Zip

 

This is Zip, my current cat. Right now, she is sitting up between the keyboard and the screen, although she does no longer chase the cursor as she used to do. The main advantage of having a 24" monitor is not that I can have several windows open at the same time, but that I can work past Zip.

Her full name is Zyprexa, because I got her at a moment when I was prepared to get off it - or so I thought - and use a cat as an antidepressant instead.

It didn't work so well, in the first few weeks.

As happens with cats, she chose me. I had gone to the local shelter to find a kitten, and the shelter volunteer placed her over my shoulder. She was small, thin and not too lovely, but she was already very active and very vocal. We put her back into her cage and she went beserk, climbing on the bars and pushing her paws through them, all the while screaming like and infant torn from the mother's arms.

The volunteer told me that she had been alone for all of one day, having come in with five littermates two days before. But she was very, very small, probably too small to be on her own, and whenever somebody wasn't actively petting her, she would wail in fear an loneliness. And she didn't have (nor does she now) a particularly pleasant voice.

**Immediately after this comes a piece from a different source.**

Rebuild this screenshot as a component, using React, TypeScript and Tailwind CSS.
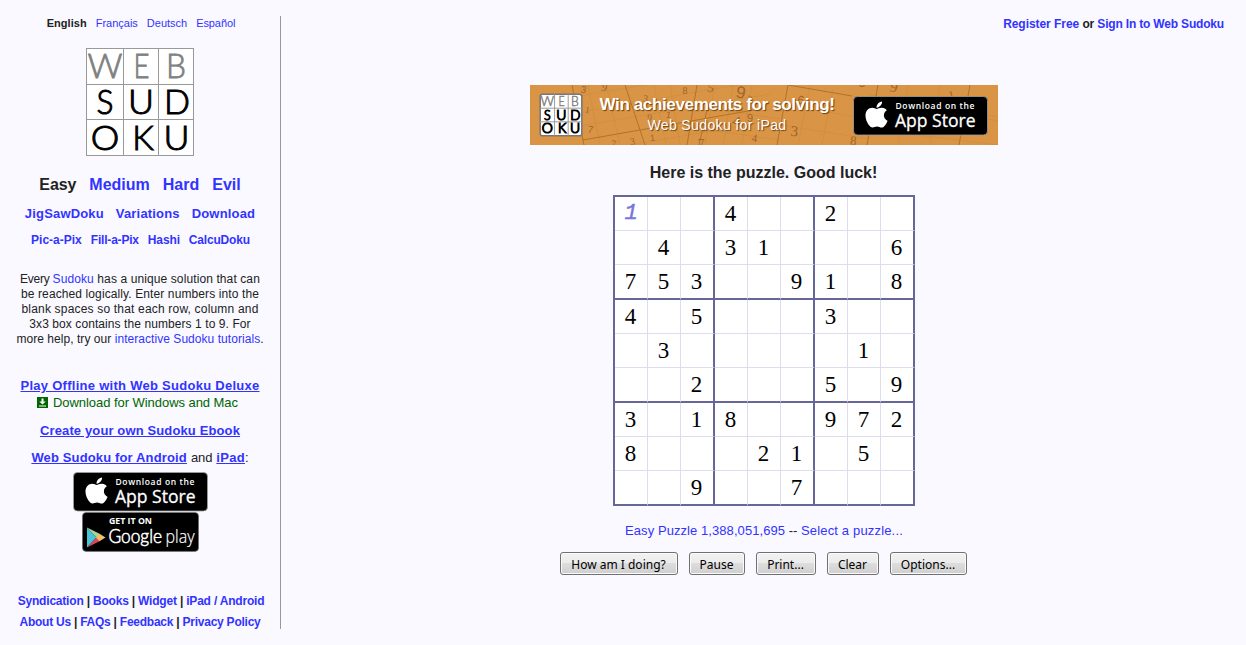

I was still seriously depressed and worse still, when you are trying to convince yourself that loneliness isn't so bad after all (I had just broken up a six-years relationship) having a small animal that screams continuosly and not too melodiously "LOOOOOOOOVE! MOMMY! I NEED LOOOOOOOOOVE! NEEEEEED! LOOOOOOVE!" doesn't do much to cheer you up.

Here she is in those needy baby days:

Baby Zip

All the same, she grew up pretty quickly to become a hyperactive, happy and clever little cat.

And she finally got over trying to kill the cursor

Die! die cursor die!

I took her to the UK with me, although I had to leave her back home for six months between her rabies shot and the issuing of her Pet Passport. She now lives in a house without a garden, poor thing, and can no longer catch lizards for me every morning.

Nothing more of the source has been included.